• Collected material:
-------------------------

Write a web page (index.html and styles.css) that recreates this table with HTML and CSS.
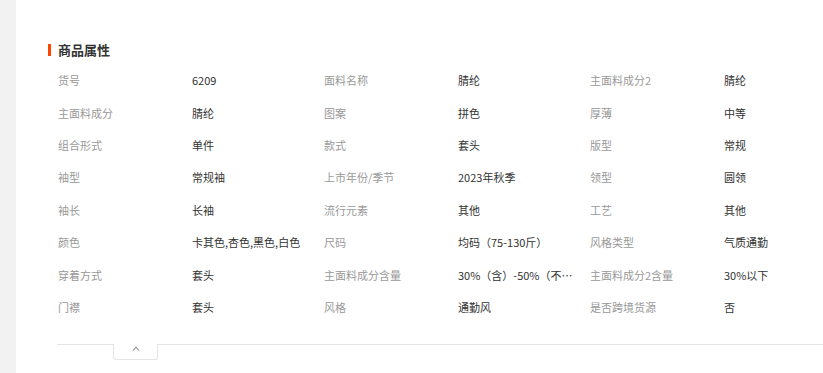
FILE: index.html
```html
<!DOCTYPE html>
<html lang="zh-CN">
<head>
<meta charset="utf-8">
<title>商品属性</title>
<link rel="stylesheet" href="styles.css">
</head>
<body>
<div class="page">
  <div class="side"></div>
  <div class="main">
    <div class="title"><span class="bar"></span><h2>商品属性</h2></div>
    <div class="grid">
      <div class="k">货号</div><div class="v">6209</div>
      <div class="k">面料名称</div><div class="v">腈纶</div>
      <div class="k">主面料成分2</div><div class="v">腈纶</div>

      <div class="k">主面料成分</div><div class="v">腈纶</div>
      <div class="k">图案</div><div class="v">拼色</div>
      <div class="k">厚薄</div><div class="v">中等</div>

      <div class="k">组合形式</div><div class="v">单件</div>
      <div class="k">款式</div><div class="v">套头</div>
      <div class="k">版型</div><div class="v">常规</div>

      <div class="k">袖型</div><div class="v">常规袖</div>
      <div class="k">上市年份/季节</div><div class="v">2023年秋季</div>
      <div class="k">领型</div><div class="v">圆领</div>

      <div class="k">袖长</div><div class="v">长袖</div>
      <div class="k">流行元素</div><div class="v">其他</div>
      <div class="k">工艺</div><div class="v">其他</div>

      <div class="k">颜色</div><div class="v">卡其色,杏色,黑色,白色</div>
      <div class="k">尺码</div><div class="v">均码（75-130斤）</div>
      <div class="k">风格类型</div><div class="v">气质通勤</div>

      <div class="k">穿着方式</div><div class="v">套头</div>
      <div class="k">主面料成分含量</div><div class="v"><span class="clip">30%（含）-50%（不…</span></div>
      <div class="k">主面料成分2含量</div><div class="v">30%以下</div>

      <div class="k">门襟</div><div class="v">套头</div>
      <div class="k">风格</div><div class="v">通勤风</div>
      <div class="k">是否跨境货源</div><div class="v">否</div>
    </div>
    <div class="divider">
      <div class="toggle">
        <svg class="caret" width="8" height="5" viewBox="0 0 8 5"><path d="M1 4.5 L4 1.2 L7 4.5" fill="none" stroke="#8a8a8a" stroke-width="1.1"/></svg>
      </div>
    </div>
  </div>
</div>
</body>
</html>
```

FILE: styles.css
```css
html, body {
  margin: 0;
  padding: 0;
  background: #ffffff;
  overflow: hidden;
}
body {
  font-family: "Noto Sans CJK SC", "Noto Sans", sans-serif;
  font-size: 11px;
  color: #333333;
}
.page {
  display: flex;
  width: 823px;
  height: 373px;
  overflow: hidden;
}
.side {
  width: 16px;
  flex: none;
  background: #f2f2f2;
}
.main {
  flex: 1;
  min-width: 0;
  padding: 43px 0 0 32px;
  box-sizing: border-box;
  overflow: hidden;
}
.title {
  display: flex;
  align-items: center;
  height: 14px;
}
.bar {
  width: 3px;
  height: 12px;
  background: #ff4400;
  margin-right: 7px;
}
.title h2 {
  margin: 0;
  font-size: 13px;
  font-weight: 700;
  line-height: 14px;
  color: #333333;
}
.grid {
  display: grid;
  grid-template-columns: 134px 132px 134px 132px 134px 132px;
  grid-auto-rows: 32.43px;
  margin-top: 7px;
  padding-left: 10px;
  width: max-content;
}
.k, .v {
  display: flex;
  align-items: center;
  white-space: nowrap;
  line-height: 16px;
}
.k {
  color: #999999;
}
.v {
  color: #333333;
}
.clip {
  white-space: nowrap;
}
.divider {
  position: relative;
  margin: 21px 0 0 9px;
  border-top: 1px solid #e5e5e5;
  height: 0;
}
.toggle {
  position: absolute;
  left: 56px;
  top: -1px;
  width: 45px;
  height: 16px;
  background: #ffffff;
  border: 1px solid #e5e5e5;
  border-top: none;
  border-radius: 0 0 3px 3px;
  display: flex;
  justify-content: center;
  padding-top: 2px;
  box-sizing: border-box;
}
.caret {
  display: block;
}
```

-------------------------

• Brief:
Reproduce the listing word for word and omit its pictures.

• Result:
Write a web page (index.html and styles.css) that recreates this table with HTML and CSS.
FILE: index.html
```html
<!DOCTYPE html>
<html lang="zh-CN">
<head>
<meta charset="utf-8">
<title>商品属性</title>
<link rel="stylesheet" href="styles.css">
</head>
<body>
<div class="page">
  <div class="side"></div>
  <div class="main">
    <div class="title"><span class="bar"></span><h2>商品属性</h2></div>
    <div class="grid">
      <div class="k">货号</div><div class="v">6209</div>
      <div class="k">面料名称</div><div class="v">腈纶</div>
      <div class="k">主面料成分2</div><div class="v">腈纶</div>

      <div class="k">主面料成分</div><div class="v">腈纶</div>
      <div class="k">图案</div><div class="v">拼色</div>
      <div class="k">厚薄</div><div class="v">中等</div>

      <div class="k">组合形式</div><div class="v">单件</div>
      <div class="k">款式</div><div class="v">套头</div>
      <div class="k">版型</div><div class="v">常规</div>

      <div class="k">袖型</div><div class="v">常规袖</div>
      <div class="k">上市年份/季节</div><div class="v">2023年秋季</div>
      <div class="k">领型</div><div class="v">圆领</div>

      <div class="k">袖长</div><div class="v">长袖</div>
      <div class="k">流行元素</div><div class="v">其他</div>
      <div class="k">工艺</div><div class="v">其他</div>

      <div class="k">颜色</div><div class="v">卡其色,杏色,黑色,白色</div>
      <div class="k">尺码</div><div class="v">均码（75-130斤）</div>
      <div class="k">风格类型</div><div class="v">气质通勤</div>

      <div class="k">穿着方式</div><div class="v">套头</div>
      <div class="k">主面料成分含量</div><div class="v"><span class="clip">30%（含）-50%（不…</span></div>
      <div class="k">主面料成分2含量</div><div class="v">30%以下</div>

      <div class="k">门襟</div><div class="v">套头</div>
      <div class="k">风格</div><div class="v">通勤风</div>
      <div class="k">是否跨境货源</div><div class="v">否</div>
    </div>
    <div class="divider">
      <div class="toggle">
        <svg class="caret" width="8" height="5" viewBox="0 0 8 5"><path d="M1 4.5 L4 1.2 L7 4.5" fill="none" stroke="#8a8a8a" stroke-width="1.1"/></svg>
      </div>
    </div>
  </div>
</div>
</body>
</html>
```

FILE: styles.css
```css
html, body {
  margin: 0;
  padding: 0;
  background: #ffffff;
  overflow: hidden;
}
body {
  font-family: "Noto Sans CJK SC", "Noto Sans", sans-serif;
  font-size: 11px;
  color: #333333;
}
.page {
  display: flex;
  width: 823px;
  height: 373px;
  overflow: hidden;
}
.side {
  width: 16px;
  flex: none;
  background: #f2f2f2;
}
.main {
  flex: 1;
  min-width: 0;
  padding: 43px 0 0 32px;
  box-sizing: border-box;
  overflow: hidden;
}
.title {
  display: flex;
  align-items: center;
  height: 14px;
}
.bar {
  width: 3px;
  height: 12px;
  background: #ff4400;
  margin-right: 7px;
}
.title h2 {
  margin: 0;
  font-size: 13px;
  font-weight: 700;
  line-height: 14px;
  color: #333333;
}
.grid {
  display: grid;
  grid-template-columns: 134px 132px 134px 132px 134px 132px;
  grid-auto-rows: 32.43px;
  margin-top: 7px;
  padding-left: 10px;
  width: max-content;
}
.k, .v {
  display: flex;
  align-items: center;
  white-space: nowrap;
  line-height: 16px;
}
.k {
  color: #999999;
}
.v {
  color: #333333;
}
.clip {
  white-space: nowrap;
}
.divider {
  position: relative;
  margin: 21px 0 0 9px;
  border-top: 1px solid #e5e5e5;
  height: 0;
}
.toggle {
  position: absolute;
  left: 56px;
  top: -1px;
  width: 45px;
  height: 16px;
  background: #ffffff;
  border: 1px solid #e5e5e5;
  border-top: none;
  border-radius: 0 0 3px 3px;
  display: flex;
  justify-content: center;
  padding-top: 2px;
  box-sizing: border-box;
}
.caret {
  display: block;
}
```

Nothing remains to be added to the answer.